# WHAT YOU NEED TO DO
Restate the whole listing word for word. Pictures are left out.

# SOURCE MATERIAL
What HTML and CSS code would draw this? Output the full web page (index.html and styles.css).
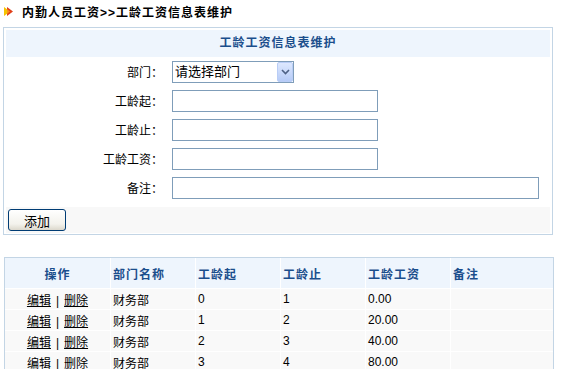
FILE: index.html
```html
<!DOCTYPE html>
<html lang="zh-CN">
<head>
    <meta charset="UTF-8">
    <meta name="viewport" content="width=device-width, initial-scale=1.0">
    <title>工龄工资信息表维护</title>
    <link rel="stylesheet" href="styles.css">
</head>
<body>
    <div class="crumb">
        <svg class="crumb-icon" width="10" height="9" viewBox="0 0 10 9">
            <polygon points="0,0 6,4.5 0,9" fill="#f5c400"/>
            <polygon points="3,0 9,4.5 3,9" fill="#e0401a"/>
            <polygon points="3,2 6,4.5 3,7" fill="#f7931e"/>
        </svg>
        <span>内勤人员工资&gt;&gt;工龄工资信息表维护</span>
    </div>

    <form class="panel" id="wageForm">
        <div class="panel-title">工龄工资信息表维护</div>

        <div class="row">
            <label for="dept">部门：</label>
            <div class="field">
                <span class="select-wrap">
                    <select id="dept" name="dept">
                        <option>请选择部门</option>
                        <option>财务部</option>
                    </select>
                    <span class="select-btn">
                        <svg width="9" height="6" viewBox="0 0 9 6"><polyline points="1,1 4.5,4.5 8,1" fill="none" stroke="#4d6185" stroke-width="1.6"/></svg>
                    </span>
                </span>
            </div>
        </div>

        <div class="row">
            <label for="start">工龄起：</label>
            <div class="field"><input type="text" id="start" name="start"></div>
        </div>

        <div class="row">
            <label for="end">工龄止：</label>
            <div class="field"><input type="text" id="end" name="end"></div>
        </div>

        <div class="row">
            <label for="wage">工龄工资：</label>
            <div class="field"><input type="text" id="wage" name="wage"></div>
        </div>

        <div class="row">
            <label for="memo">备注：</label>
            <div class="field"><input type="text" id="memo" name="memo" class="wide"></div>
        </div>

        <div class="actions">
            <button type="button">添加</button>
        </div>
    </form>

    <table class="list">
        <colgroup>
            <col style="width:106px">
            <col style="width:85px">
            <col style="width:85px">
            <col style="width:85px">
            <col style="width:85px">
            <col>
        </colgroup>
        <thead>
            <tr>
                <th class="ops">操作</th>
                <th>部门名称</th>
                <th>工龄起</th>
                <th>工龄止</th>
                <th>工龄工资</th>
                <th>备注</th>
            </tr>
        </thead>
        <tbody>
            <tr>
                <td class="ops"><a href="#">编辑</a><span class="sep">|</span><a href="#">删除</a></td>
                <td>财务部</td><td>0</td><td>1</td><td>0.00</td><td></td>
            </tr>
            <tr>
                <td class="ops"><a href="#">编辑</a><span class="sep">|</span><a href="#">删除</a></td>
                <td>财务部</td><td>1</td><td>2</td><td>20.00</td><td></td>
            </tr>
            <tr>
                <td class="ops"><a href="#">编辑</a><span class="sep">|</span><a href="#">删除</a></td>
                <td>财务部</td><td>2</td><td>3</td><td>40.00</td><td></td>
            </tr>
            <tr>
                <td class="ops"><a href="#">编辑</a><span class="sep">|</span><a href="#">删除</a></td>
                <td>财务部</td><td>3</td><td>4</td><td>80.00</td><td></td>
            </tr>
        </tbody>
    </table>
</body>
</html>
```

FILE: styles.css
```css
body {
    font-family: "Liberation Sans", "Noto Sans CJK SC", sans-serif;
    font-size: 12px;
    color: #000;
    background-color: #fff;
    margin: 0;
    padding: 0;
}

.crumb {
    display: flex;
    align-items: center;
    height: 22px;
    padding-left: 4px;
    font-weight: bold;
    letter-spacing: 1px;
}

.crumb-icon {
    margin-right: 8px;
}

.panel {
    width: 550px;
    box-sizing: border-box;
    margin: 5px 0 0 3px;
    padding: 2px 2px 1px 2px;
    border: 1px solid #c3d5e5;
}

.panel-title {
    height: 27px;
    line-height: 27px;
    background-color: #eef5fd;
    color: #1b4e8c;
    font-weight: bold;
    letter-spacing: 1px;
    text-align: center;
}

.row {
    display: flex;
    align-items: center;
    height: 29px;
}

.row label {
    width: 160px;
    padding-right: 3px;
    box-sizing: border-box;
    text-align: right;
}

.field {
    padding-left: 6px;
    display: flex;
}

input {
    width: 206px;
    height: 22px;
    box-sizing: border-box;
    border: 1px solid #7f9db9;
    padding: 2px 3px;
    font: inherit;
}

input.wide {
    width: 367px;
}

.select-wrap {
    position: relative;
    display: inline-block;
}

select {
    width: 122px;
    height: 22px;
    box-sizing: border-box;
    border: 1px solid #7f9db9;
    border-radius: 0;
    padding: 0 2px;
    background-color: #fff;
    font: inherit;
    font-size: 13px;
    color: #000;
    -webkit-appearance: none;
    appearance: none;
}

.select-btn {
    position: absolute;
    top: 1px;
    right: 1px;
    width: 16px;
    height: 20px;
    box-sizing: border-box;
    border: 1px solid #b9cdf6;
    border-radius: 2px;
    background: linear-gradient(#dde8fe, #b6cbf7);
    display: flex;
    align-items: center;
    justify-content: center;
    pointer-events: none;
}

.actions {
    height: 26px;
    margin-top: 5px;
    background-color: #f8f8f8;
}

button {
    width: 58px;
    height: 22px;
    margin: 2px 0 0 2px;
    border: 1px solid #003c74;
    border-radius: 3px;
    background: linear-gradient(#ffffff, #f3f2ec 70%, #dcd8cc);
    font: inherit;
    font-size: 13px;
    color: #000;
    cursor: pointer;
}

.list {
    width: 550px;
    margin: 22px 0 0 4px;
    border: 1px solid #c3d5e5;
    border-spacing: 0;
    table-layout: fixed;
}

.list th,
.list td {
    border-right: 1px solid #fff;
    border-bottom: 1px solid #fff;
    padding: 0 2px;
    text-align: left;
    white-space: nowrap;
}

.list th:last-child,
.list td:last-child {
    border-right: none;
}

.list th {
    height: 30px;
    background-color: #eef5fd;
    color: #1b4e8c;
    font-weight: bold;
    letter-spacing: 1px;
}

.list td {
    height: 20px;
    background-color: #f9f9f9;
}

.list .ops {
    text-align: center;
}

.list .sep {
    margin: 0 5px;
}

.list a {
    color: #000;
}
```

# SOLUTION TO THIS TASK
What HTML and CSS code would draw this? Output the full web page (index.html and styles.css).
FILE: index.html
```html
<!DOCTYPE html>
<html lang="zh-CN">
<head>
    <meta charset="UTF-8">
    <meta name="viewport" content="width=device-width, initial-scale=1.0">
    <title>工龄工资信息表维护</title>
    <link rel="stylesheet" href="styles.css">
</head>
<body>
    <div class="crumb">
        <svg class="crumb-icon" width="10" height="9" viewBox="0 0 10 9">
            <polygon points="0,0 6,4.5 0,9" fill="#f5c400"/>
            <polygon points="3,0 9,4.5 3,9" fill="#e0401a"/>
            <polygon points="3,2 6,4.5 3,7" fill="#f7931e"/>
        </svg>
        <span>内勤人员工资&gt;&gt;工龄工资信息表维护</span>
    </div>

    <form class="panel" id="wageForm">
        <div class="panel-title">工龄工资信息表维护</div>

        <div class="row">
            <label for="dept">部门：</label>
            <div class="field">
                <span class="select-wrap">
                    <select id="dept" name="dept">
                        <option>请选择部门</option>
                        <option>财务部</option>
                    </select>
                    <span class="select-btn">
                        <svg width="9" height="6" viewBox="0 0 9 6"><polyline points="1,1 4.5,4.5 8,1" fill="none" stroke="#4d6185" stroke-width="1.6"/></svg>
                    </span>
                </span>
            </div>
        </div>

        <div class="row">
            <label for="start">工龄起：</label>
            <div class="field"><input type="text" id="start" name="start"></div>
        </div>

        <div class="row">
            <label for="end">工龄止：</label>
            <div class="field"><input type="text" id="end" name="end"></div>
        </div>

        <div class="row">
            <label for="wage">工龄工资：</label>
            <div class="field"><input type="text" id="wage" name="wage"></div>
        </div>

        <div class="row">
            <label for="memo">备注：</label>
            <div class="field"><input type="text" id="memo" name="memo" class="wide"></div>
        </div>

        <div class="actions">
            <button type="button">添加</button>
        </div>
    </form>

    <table class="list">
        <colgroup>
            <col style="width:106px">
            <col style="width:85px">
            <col style="width:85px">
            <col style="width:85px">
            <col style="width:85px">
            <col>
        </colgroup>
        <thead>
            <tr>
                <th class="ops">操作</th>
                <th>部门名称</th>
                <th>工龄起</th>
                <th>工龄止</th>
                <th>工龄工资</th>
                <th>备注</th>
            </tr>
        </thead>
        <tbody>
            <tr>
                <td class="ops"><a href="#">编辑</a><span class="sep">|</span><a href="#">删除</a></td>
                <td>财务部</td><td>0</td><td>1</td><td>0.00</td><td></td>
            </tr>
            <tr>
                <td class="ops"><a href="#">编辑</a><span class="sep">|</span><a href="#">删除</a></td>
                <td>财务部</td><td>1</td><td>2</td><td>20.00</td><td></td>
            </tr>
            <tr>
                <td class="ops"><a href="#">编辑</a><span class="sep">|</span><a href="#">删除</a></td>
                <td>财务部</td><td>2</td><td>3</td><td>40.00</td><td></td>
            </tr>
            <tr>
                <td class="ops"><a href="#">编辑</a><span class="sep">|</span><a href="#">删除</a></td>
                <td>财务部</td><td>3</td><td>4</td><td>80.00</td><td></td>
            </tr>
        </tbody>
    </table>
</body>
</html>
```

FILE: styles.css
```css
body {
    font-family: "Liberation Sans", "Noto Sans CJK SC", sans-serif;
    font-size: 12px;
    color: #000;
    background-color: #fff;
    margin: 0;
    padding: 0;
}

.crumb {
    display: flex;
    align-items: center;
    height: 22px;
    padding-left: 4px;
    font-weight: bold;
    letter-spacing: 1px;
}

.crumb-icon {
    margin-right: 8px;
}

.panel {
    width: 550px;
    box-sizing: border-box;
    margin: 5px 0 0 3px;
    padding: 2px 2px 1px 2px;
    border: 1px solid #c3d5e5;
}

.panel-title {
    height: 27px;
    line-height: 27px;
    background-color: #eef5fd;
    color: #1b4e8c;
    font-weight: bold;
    letter-spacing: 1px;
    text-align: center;
}

.row {
    display: flex;
    align-items: center;
    height: 29px;
}

.row label {
    width: 160px;
    padding-right: 3px;
    box-sizing: border-box;
    text-align: right;
}

.field {
    padding-left: 6px;
    display: flex;
}

input {
    width: 206px;
    height: 22px;
    box-sizing: border-box;
    border: 1px solid #7f9db9;
    padding: 2px 3px;
    font: inherit;
}

input.wide {
    width: 367px;
}

.select-wrap {
    position: relative;
    display: inline-block;
}

select {
    width: 122px;
    height: 22px;
    box-sizing: border-box;
    border: 1px solid #7f9db9;
    border-radius: 0;
    padding: 0 2px;
    background-color: #fff;
    font: inherit;
    font-size: 13px;
    color: #000;
    -webkit-appearance: none;
    appearance: none;
}

.select-btn {
    position: absolute;
    top: 1px;
    right: 1px;
    width: 16px;
    height: 20px;
    box-sizing: border-box;
    border: 1px solid #b9cdf6;
    border-radius: 2px;
    background: linear-gradient(#dde8fe, #b6cbf7);
    display: flex;
    align-items: center;
    justify-content: center;
    pointer-events: none;
}

.actions {
    height: 26px;
    margin-top: 5px;
    background-color: #f8f8f8;
}

button {
    width: 58px;
    height: 22px;
    margin: 2px 0 0 2px;
    border: 1px solid #003c74;
    border-radius: 3px;
    background: linear-gradient(#ffffff, #f3f2ec 70%, #dcd8cc);
    font: inherit;
    font-size: 13px;
    color: #000;
    cursor: pointer;
}

.list {
    width: 550px;
    margin: 22px 0 0 4px;
    border: 1px solid #c3d5e5;
    border-spacing: 0;
    table-layout: fixed;
}

.list th,
.list td {
    border-right: 1px solid #fff;
    border-bottom: 1px solid #fff;
    padding: 0 2px;
    text-align: left;
    white-space: nowrap;
}

.list th:last-child,
.list td:last-child {
    border-right: none;
}

.list th {
    height: 30px;
    background-color: #eef5fd;
    color: #1b4e8c;
    font-weight: bold;
    letter-spacing: 1px;
}

.list td {
    height: 20px;
    background-color: #f9f9f9;
}

.list .ops {
    text-align: center;
}

.list .sep {
    margin: 0 5px;
}

.list a {
    color: #000;
}
```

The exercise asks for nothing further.